But what about when you don’t really feel much like participating in those traditions, or your family dynamics change for whatever reason? What happens when your child refuses to join in with the traditions you’ve worked so hard on creating?
1. Traditions help to make life feel normal even when it isn’t
When life goes a little wonky, traditions can be overlooked; often we just don’t feel like doing them. Actually? This is when traditions are vital, there is huge value in drawing collectively on past memories and traditions are great for making life feel as normal as possible despite the circumstances.
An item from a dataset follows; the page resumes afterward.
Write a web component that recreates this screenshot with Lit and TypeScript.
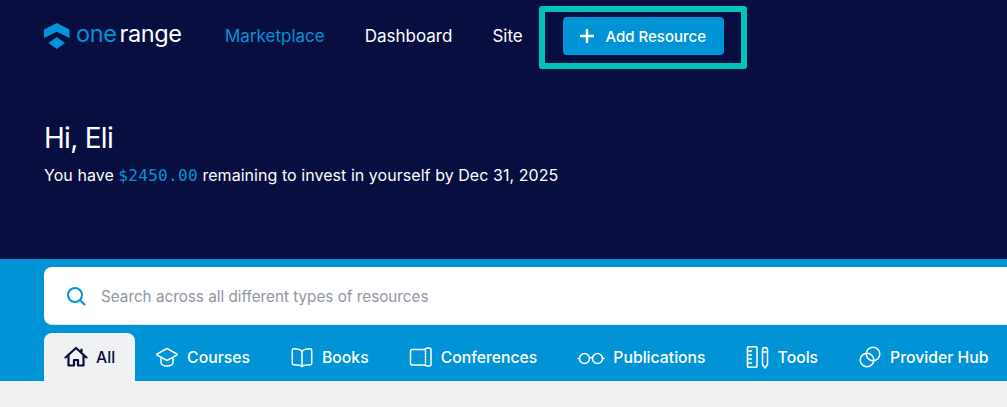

2. It’s okay to say goodbye to traditions that no longer serve the purpose
Just as family life changes (either through children morphing into moody teenagers or the make up of the family unit altering) traditions need to do the same. I got a little sentimental last year when I noticed that my children no longer wanted to participate in the Christmas traditions that I had spent years nurturing. This year, I realised that instead of getting upset every time someone refused to indulge me, it would be better to start some new (more grown up) ones. Putting the tree up whilst sipping on a glass of Prosecco and sharing a take away afterwards, seems to be a winner!
3. Your traditions don’t need to be the same as everyone else’s
The beautiful thing about traditions, is that they should be unique to you and your family. Obviously we might find that some are similar to other people’s but we shouldn’t pick them up simply because everyone else is doing them (I’m looking at you, Elf on the Shelfers ?). I firmly believe that the traditions we look back on fondly and remember the best, are the ones that were not born out of obligation or peer pressure.
4. It’s never too late to start
This probably doesn’t need much of an explanation but sometimes people don’t have the best start in life, meaning that traditions haven’t really been established. Or maybe a family breaks down and a new family is created (be that smaller or sometimes bigger!) – why not start a new tradition in your current situation?
5. It’s okay to question traditions
As with anything in life, I don’t think that we should follow traditions just for the sake of it – Christmas cards** being a prime example! I attend church at Christmas time and love it. I don’t do it out of tradition or because my parents did it, I go because I want to worship God on the day (or thereabouts ?) that Jesus, the saviour of the world, was born. Obviously I’m not wanting to discourage anyone from going to church this Christmas but if you’re just going out of tradition, why not make this year the one when you really consider why you’re going – what is Christmas all about?
I’m not entirely sure of my original point here but today was our momentous ‘Bauble Exchange’ and it got me thinking about traditions and why they are so important to me.
What are your non-negotiable Christmas traditions? Is it time to create some new ones?
*I’ve no idea why we still call it ‘book group’ – we haven’t read a book in years.
**If I hadn’t already bought my Christmas cards I might have just talked myself out of sending any this year.
Jenny5 years ago
We love a good tradition and I am a huge fan of making them as I grow my family or if one pops up I think would be a good one. Love your ideas here but I am a firm believer like you said above that they can be no longer needed or skipped and no worries about it life can get tricky. #wrc
Suzanne W5 years ago AUTHOR
Yes sometimes we can obsess about making everything memorable/perfect but it’s important to just enjoy and be in the moment, not putting massive expectations on ourselves and everyone else! I’ve let it go this year and am enjoying making some new ones now that the kids are older 🙂
Tricia Coopet5 years ago
One of my parents traditions that we carried on with was Gammon sandwiches for breakfast on Christmas morning and with a Sherry if you were old enough . One we started was the 4 o’clock service at The Kerith Centre on Christmas Eve with all the family. Special family time. Bot in UK or Cyprus this year but Turkey playing gold.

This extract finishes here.